German · August 9, 2018, 7:29pm

Thanks for your answer. The entities are in Spanish. I detail the steps that we follow:

prodigy dataset bora_dataset2018

#GOLD1
PRODIGY_PORT=8000 prodigy ner.make-gold bora_dataset_2018 es_core_news_sm --output /opt/prodigy/data/modelo /opt/prodigy/data/dataset11.txt --label AREA
PRODIGY_PORT=8001 prodigy ner.make-gold bora_dataset_2018 es_core_news_sm --output /opt/prodigy/data/modelo /opt/prodigy/data/dataset11.txt --label ORGANISMO
PRODIGY_PORT=8002 prodigy ner.make-gold bora_dataset_2018 es_core_news_sm --output /opt/prodigy/data/modelo /opt/prodigy/data/dataset11.txt --label PERSONA
PRODIGY_PORT=8003 prodigy ner.make-gold bora_dataset_2018 es_core_news_sm --output /opt/prodigy/data/modelo /opt/prodigy/data/dataset11.txt --label CARGO
PRODIGY_PORT=8004 prodigy ner.make-gold bora_dataset_2018 es_core_news_sm --output /opt/prodigy/data/modelo /opt/prodigy/data/dataset11.txt --label LUGAR
PRODIGY_PORT=8005 prodigy ner.make-gold bora_dataset_2018 es_core_news_sm --output /opt/prodigy/data/modelo /opt/prodigy/data/dataset11.txt --label LEY, DECRETO. DA

#TRAIN
prodigy ner.batch-train bora_dataset_2018 /opt/prodigy/data/salidamodelo_bora2018 --output /opt/prodigy/data/salidamodelo_bora2018 --label “AREA, ORGANISMO, PERSONA, CARGO, LUGAR, LEY, DECRETO, DA” --eval-split 0.2 --n-iter 15

#GOLD2 CON MODELO
PRODIGY_PORT=8000 prodigy ner.make-gold bora_dataset_2018 /opt/prodigy/data/modelo /opt/prodigy/data/dataset11.txt --label AREA
PRODIGY_PORT=8001 prodigy ner.make-gold bora_dataset_2018 /opt/prodigy/data/modelo /opt/prodigy/data/dataset11.txt --label ORGANISMO
PRODIGY_PORT=8002 prodigy ner.make-gold bora_dataset_2018 /opt/prodigy/data/modelo /opt/prodigy/data/dataset11.txt --label PERSONA
PRODIGY_PORT=8003 prodigy ner.make-gold bora_dataset_2018 /opt/prodigy/data/modelo /opt/prodigy/data/dataset11.txt --label CARGO
PRODIGY_PORT=8004 prodigy ner.make-gold bora_dataset_2018 /opt/prodigy/data/modelo /opt/prodigy/data/dataset11.txt --label LUGAR
PRODIGY_PORT=8005 prodigy ner.make-gold bora_dataset_2018 /opt/prodigy/data/modelo /opt/prodigy/data/dataset11.txt --label LEY, DECRETO. DA

#TRAIN
prodigy ner.batch-train bora_dataset_2018 /opt/prodigy/data/salidamodelo_bora2018 --output /opt/prodigy/data/salidamodelo_bora2018 --label “AREA, ORGANISMO, PERSONA, CARGO, LUGAR, LEY, DECRETO, DA” --eval-split 0.2 --n-iter 15

#TEACH
PRODIGY_PORT=8000 prodigy ner.teach bora_dataset_2018 /opt/prodigy/data/modelo /opt/prodigy/data/dataset11.txt --label AREA
PRODIGY_PORT=8001 prodigy ner.teach bora_dataset_2018 /opt/prodigy/data/modelo /opt/prodigy/data/dataset11.txt --label ORGANISMO
PRODIGY_PORT=8002 prodigy ner.teach bora_dataset_2018 /opt/prodigy/data/modelo /opt/prodigy/data/dataset11.txt --label PERSONA
PRODIGY_PORT=8003 prodigy ner.teach bora_dataset_2018 /opt/prodigy/data/modelo /opt/prodigy/data/dataset11.txt --label CARGO
PRODIGY_PORT=8004 prodigy ner.teach bora_dataset_2018 /opt/prodigy/data/modelo /opt/prodigy/data/dataset11.txt --label LUGAR
PRODIGY_PORT=8005 prodigy ner.teach bora_dataset_2018 /opt/prodigy/data/modelo /opt/prodigy/data/dataset11.txt --label LEY, DECRETO. DA

honnibal · August 11, 2018, 12:52pm

When you say the model got worse, are you basing that on the evaluation printed by ner.batch-train?

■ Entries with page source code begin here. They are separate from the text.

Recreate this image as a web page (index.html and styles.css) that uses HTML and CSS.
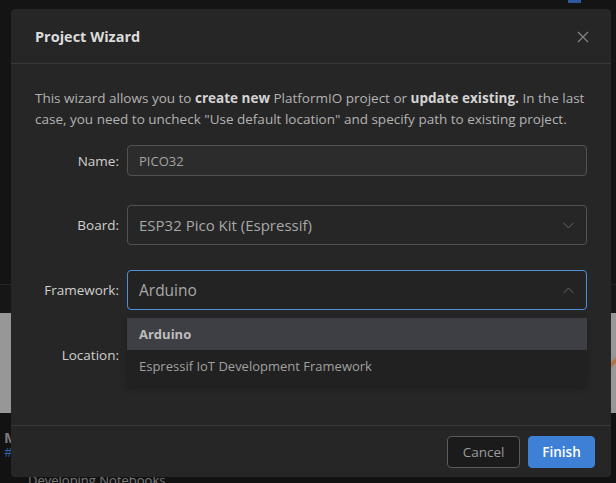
FILE: index.html
```html
<!DOCTYPE html>
<html>
<head>
<meta charset="utf-8">
<link rel="stylesheet" href="styles.css">
</head>
<body>
<div class="app">
  <div class="app-top"><span class="top-badge"></span></div>
  <div class="app-band"></div>
  <div class="app-media"><span class="media-mark"></span></div>
  <div class="app-text">
    <div class="app-title">M</div>
    <div class="app-tag">#</div>
    <div class="app-line">Developing Notebooks</div>
  </div>
</div>

<div class="modal">
  <div class="modal-header">
    <div class="modal-title">Project Wizard</div>
    <svg class="close" width="12" height="12" viewBox="0 0 12 12"><path d="M1 1L11 11M11 1L1 11" stroke="#858585" stroke-width="1.2" fill="none"/></svg>
  </div>
  <div class="modal-body">
    <p class="desc">This wizard allows you to <b>create new</b> PlatformIO project or <b>update existing.</b> In the last case, you need to uncheck "Use default location" and specify path to existing project.</p>
    <div class="form">
      <div class="row row-name">
        <label class="label">Name:</label>
        <div class="input input-name">PICO32</div>
      </div>
      <div class="row">
        <label class="label">Board:</label>
        <div class="input select">ESP32 Pico Kit (Espressif)
          <svg class="chev" width="11" height="7" viewBox="0 0 11 7"><path d="M0.5 0.8L5.5 6L10.5 0.8" stroke="#666" stroke-width="1" fill="none"/></svg>
        </div>
      </div>
      <div class="row">
        <label class="label">Framework:</label>
        <div class="control">
          <div class="input select focus">Arduino
            <svg class="chev" width="11" height="7" viewBox="0 0 11 7"><path d="M0.5 6.2L5.5 1L10.5 6.2" stroke="#666" stroke-width="1" fill="none"/></svg>
          </div>
          <div class="dropdown">
            <div class="opt active">Arduino</div>
            <div class="opt">Espressif IoT Development Framework</div>
          </div>
        </div>
      </div>
      <div class="row">
        <label class="label">Location:</label>
        <div class="input select"></div>
      </div>
    </div>
  </div>
  <div class="modal-footer">
    <button class="btn btn-cancel">Cancel</button>
    <button class="btn btn-primary">Finish</button>
  </div>
</div>
</body>
</html>
```
FILE: styles.css
```css
html, body {
  margin: 0;
  padding: 0;
}
body {
  width: 616px;
  height: 483px;
  overflow: hidden;
  background: #121212;
  font-family: "Open Sans", "Noto Sans", sans-serif;
  position: relative;
}
.app {
  display: flex;
  flex-direction: column;
  height: 483px;
}
.app-top {
  height: 284px;
  border-bottom: 1px solid #262626;
  background: #141414;
  position: relative;
  flex-shrink: 0;
}
.top-badge {
  position: absolute;
  left: 568px;
  top: 0;
  width: 13px;
  height: 3px;
  background: #2b5b9c;
}
.app-band {
  height: 28px;
  background: #161616;
  flex-shrink: 0;
}
.app-media {
  height: 100px;
  background: #979797;
  position: relative;
  flex-shrink: 0;
}
.media-mark {
  position: absolute;
  right: 0;
  top: 10px;
  width: 6px;
  height: 80px;
  background: linear-gradient(135deg, transparent 45%, #b86a2a 50%, transparent 55%);
}
.app-text {
  padding: 16px 0 0 4px;
  color: #7a7a7a;
  font-size: 13px;
  flex-shrink: 0;
}
.app-title {
  font-weight: bold;
  font-size: 15px;
  line-height: 16px;
}
.app-tag {
  color: #2e5f9e;
  line-height: 15px;
}
.app-line {
  margin-top: 12px;
  padding-left: 24px;
  line-height: 16px;
}

.modal {
  position: absolute;
  left: 11px;
  top: 9px;
  width: 600px;
  height: 468px;
  background: #262626;
  border-radius: 4px;
  display: flex;
  flex-direction: column;
  box-sizing: border-box;
}
.modal-header {
  height: 54px;
  border-bottom: 1px solid #3a3a3a;
  display: flex;
  align-items: center;
  justify-content: space-between;
  padding: 0 22px 0 24px;
  flex-shrink: 0;
}
.modal-title {
  font-size: 14.5px;
  font-weight: 700;
  color: #dcdcdc;
  margin-top: 1px;
}
.close {
  margin-top: 2px;
}
.modal-body {
  flex: 1;
  padding: 24px 24px 0 24px;
}
.desc {
  margin: 0;
  font-size: 13.5px;
  line-height: 21px;
  color: #b3b3b3;
}
.desc b {
  color: #d4d4d4;
  font-weight: 700;
}
.form {
  margin-top: 15px;
  display: flex;
  flex-direction: column;
  gap: 25px;
}
.row {
  display: grid;
  grid-template-columns: 84px 1fr;
  column-gap: 8px;
  align-items: center;
}
.row-name {
  margin-bottom: 4px;
}
.label {
  text-align: right;
  font-size: 13.5px;
  color: #cfcfcf;
}
.control {
  position: relative;
}
.input {
  box-sizing: border-box;
  height: 40px;
  border: 1px solid #525252;
  border-radius: 4px;
  background: #262626;
  padding: 0 11px;
  display: flex;
  align-items: center;
  color: #a8a8a8;
  font-size: 15px;
  position: relative;
}
.input-name {
  height: 31px;
  background: #2c2c2c;
  font-size: 13px;
  color: #a4a4a4;
}
.select.focus {
  border-color: #4b8fd8;
  background: #232323;
  font-size: 15.5px;
}
.chev {
  position: absolute;
  right: 12px;
  top: 16px;
}
.dropdown {
  position: absolute;
  left: 0;
  right: 0;
  top: 48px;
  background: #212121;
  box-shadow: 0 2px 6px rgba(0,0,0,0.25);
  z-index: 2;
}
.opt {
  height: 32px;
  line-height: 32px;
  padding: 0 12px;
  font-size: 13px;
  color: #a0a0a0;
}
.opt:last-child {
  height: 36px;
  line-height: 32px;
}
.opt.active {
  background: #3e3f44;
  color: #bdbdbd;
  font-weight: 700;
}
.modal-footer {
  height: 52px;
  border-top: 1px solid #3a3a3a;
  display: flex;
  justify-content: flex-end;
  align-items: center;
  gap: 8px;
  padding: 0 16px;
  flex-shrink: 0;
  box-sizing: border-box;
}
.btn {
  height: 32px;
  border-radius: 4px;
  font-family: "Open Sans", "Noto Sans", sans-serif;
  font-size: 13.5px;
  padding: 0;
  cursor: pointer;
}
.btn-cancel {
  width: 73px;
  background: #1b1b1b;
  border: 1px solid #5c5c5c;
  color: #9c9c9c;
}
.btn-primary {
  width: 67px;
  background: #3d80d5;
  border: 1px solid #3d80d5;
  color: #ffffff;
  font-weight: 600;
}
```
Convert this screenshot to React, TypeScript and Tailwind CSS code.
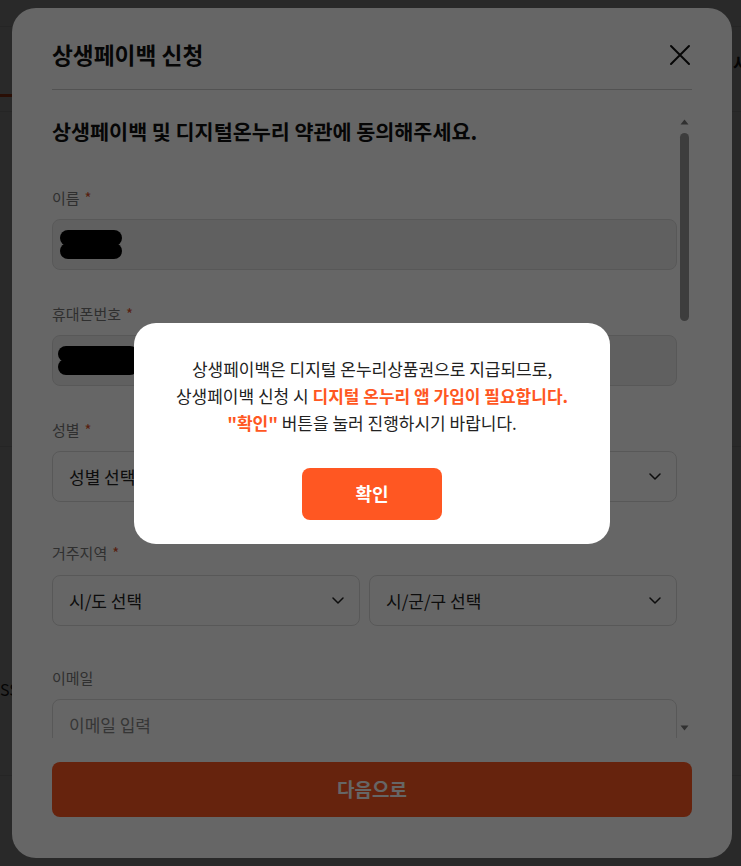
import React from "react";

const ORANGE = "#ff5722";

const Chevron = () => (
  <svg width="12" height="7" viewBox="0 0 12 7" fill="none" className="shrink-0">
    <path d="M1 1L6 6L11 1" stroke="#222" strokeWidth="1.5" strokeLinecap="round" strokeLinejoin="round" />
  </svg>
);

const Redacted = ({ w }: { w: string }) => (
  <div className={`flex flex-col ${w}`}>
    <div className="h-[16px] w-full rounded-full bg-black" />
    <div className="-mt-[3px] h-[16px] w-full rounded-full bg-black" />
  </div>
);

const Label = ({ text, required }: { text: string; required?: boolean }) => (
  <div className="text-[15px] leading-[22px] text-[#777]">
    {text}
    {required && <span className="ml-[5px] text-[#d9502a]">*</span>}
  </div>
);

const Select = ({ text, className }: { text: string; className?: string }) => (
  <div
    className={`flex h-[51px] items-center justify-between rounded-[8px] border border-[#dddddd] bg-white pl-[16px] pr-[15px] ${className ?? ""}`}
  >
    <span className="text-[17px] text-[#222]">{text}</span>
    <Chevron />
  </div>
);

const BackgroundPage = () => (
  <div className="min-h-screen bg-white text-[#222]">
    <div className="h-[27px] border-b border-[#e5e5e5]" />
    <div className="flex h-[70px] items-end">
      <div className="h-[3px] w-[40px] bg-[#ff5722]" />
      <div className="flex-1" />
      <span className="mb-[22px] w-[8px] overflow-hidden whitespace-nowrap text-[17px] font-bold">
        사업안내
      </span>
    </div>
    <div className="h-[15px] border-b border-[#e5e5e5]" />
    <div className="h-[335px] border-b border-[#e5e5e5]" />
    <div className="pt-[230px] text-[16px]">SSS</div>
    <div className="h-[75px] border-b border-[#e5e5e5]" />
  </div>
);

const Scrollbar = () => (
  <div className="flex w-[15px] shrink-0 flex-col items-center pb-[2px]">
    <div className="flex h-[16px] items-center justify-center">
      <svg width="9" height="6" viewBox="0 0 9 6">
        <path d="M4.5 0.5L8.5 5.5H0.5Z" fill="#7a7a7a" />
      </svg>
    </div>
    <div className="mt-[3px] h-[188px] w-[9px] rounded-full bg-[#999]" />
    <div className="flex-1" />
    <div className="flex h-[16px] items-center justify-center">
      <svg width="9" height="6" viewBox="0 0 9 6">
        <path d="M0.5 0.5H8.5L4.5 5.5Z" fill="#7a7a7a" />
      </svg>
    </div>
  </div>
);

const ApplyModal = () => (
  <div className="flex h-[850px] w-[720px] flex-col rounded-[24px] bg-white px-[40px]">
    <div className="flex items-center justify-between border-b border-[#cccccc] pb-[18px] pt-[31px]">
      <h2 className="text-[22.7px] font-bold leading-[32px] text-[#111]">상생페이백 신청</h2>
      <svg width="22" height="22" viewBox="0 0 22 22" fill="none" className="mr-[1px]">
        <path d="M2 2L20 20M20 2L2 20" stroke="#111" strokeWidth="2" strokeLinecap="round" />
      </svg>
    </div>

    <div className="mt-[24px] flex min-h-0 flex-1 overflow-hidden">
      <div className="w-[625px] shrink-0">
        <h3 className="text-[20.7px] font-bold leading-[34px] text-[#111]">
          상생페이백 및 디지털온누리 약관에 동의해주세요.
        </h3>

        <div className="mt-[39px]">
          <Label text="이름" required />
          <div className="mt-[10px] flex h-[51px] items-center rounded-[8px] border border-[#dddddd] bg-[#f0f0f0] pl-[7px]">
            <Redacted w="w-[62px]" />
          </div>
        </div>

        <div className="mt-[33px]">
          <Label text="휴대폰번호" required />
          <div className="mt-[10px] flex h-[51px] items-center rounded-[8px] border border-[#dddddd] bg-[#f0f0f0] pl-[5px]">
            <Redacted w="w-[80px]" />
          </div>
        </div>

        <div className="mt-[33px]">
          <Label text="성별" required />
          <Select text="성별 선택" className="mt-[10px]" />
        </div>

        <div className="mt-[40px]">
          <Label text="거주지역" required />
          <div className="mt-[11px] grid grid-cols-2 gap-[9px]">
            <Select text="시/도 선택" />
            <Select text="시/군/구 선택" />
          </div>
        </div>

        <div className="mt-[41px]">
          <Label text="이메일" />
          <div className="mt-[10px] flex h-[51px] items-center rounded-[8px] border border-[#dddddd] bg-white pl-[16px]">
            <span className="text-[17px] text-[#888]">이메일 입력</span>
          </div>
        </div>
      </div>
      <Scrollbar />
    </div>

    <div className="pb-[41px] pt-[24px]">
      <button className="flex h-[55px] w-full items-center justify-center rounded-[8px] bg-[#ff5722] text-[19px] font-bold text-white">
        다음으로
      </button>
    </div>
  </div>
);

const NoticeDialog = () => (
  <div className="flex w-[476px] flex-col items-center rounded-[22px] bg-white pb-[24px] pt-[32px]">
    <p className="text-center text-[17px] leading-[27px] text-[#222]">
      상생페이백은 디지털 온누리상품권으로 지급되므로,
      <br />
      상생페이백 신청 시{" "}
      <b className="font-bold" style={{ color: ORANGE }}>
        디지털 온누리 앱 가입이 필요합니다.
      </b>
      <br />
      <b className="font-bold" style={{ color: ORANGE }}>
        "확인"
      </b>{" "}
      버튼을 눌러 진행하시기 바랍니다.
    </p>
    <button className="mt-[32px] flex h-[52px] w-[140px] items-center justify-center rounded-[8px] bg-[#ff5722] text-[18px] font-bold text-white">
      확인
    </button>
  </div>
);

export default function App() {
  return (
    <div className="relative font-['Noto_Sans_CJK_KR','Noto_Sans',sans-serif]">
      <BackgroundPage />
      <div className="fixed inset-0 bg-black/60 pl-[12px] pt-[8px]">
        <ApplyModal />
      </div>
      <div className="fixed inset-0 flex items-center justify-center bg-black/60 pl-[3px]">
        <NoticeDialog />
      </div>
    </div>
  );
}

In your commands there, it looks like you’re using the --eval-split command to conduct the evaluation. This means that each time you continue training the model, you’ll be evaluating over different data, especially as you continue annotating and the dataset increases in size.

The ner.teach recipe uses active learning, and by default the strategy is to select cases the model is most unsure about. This means you’re biasing the sample towards hard cases. This is good for training, but may be misleading for evaluation.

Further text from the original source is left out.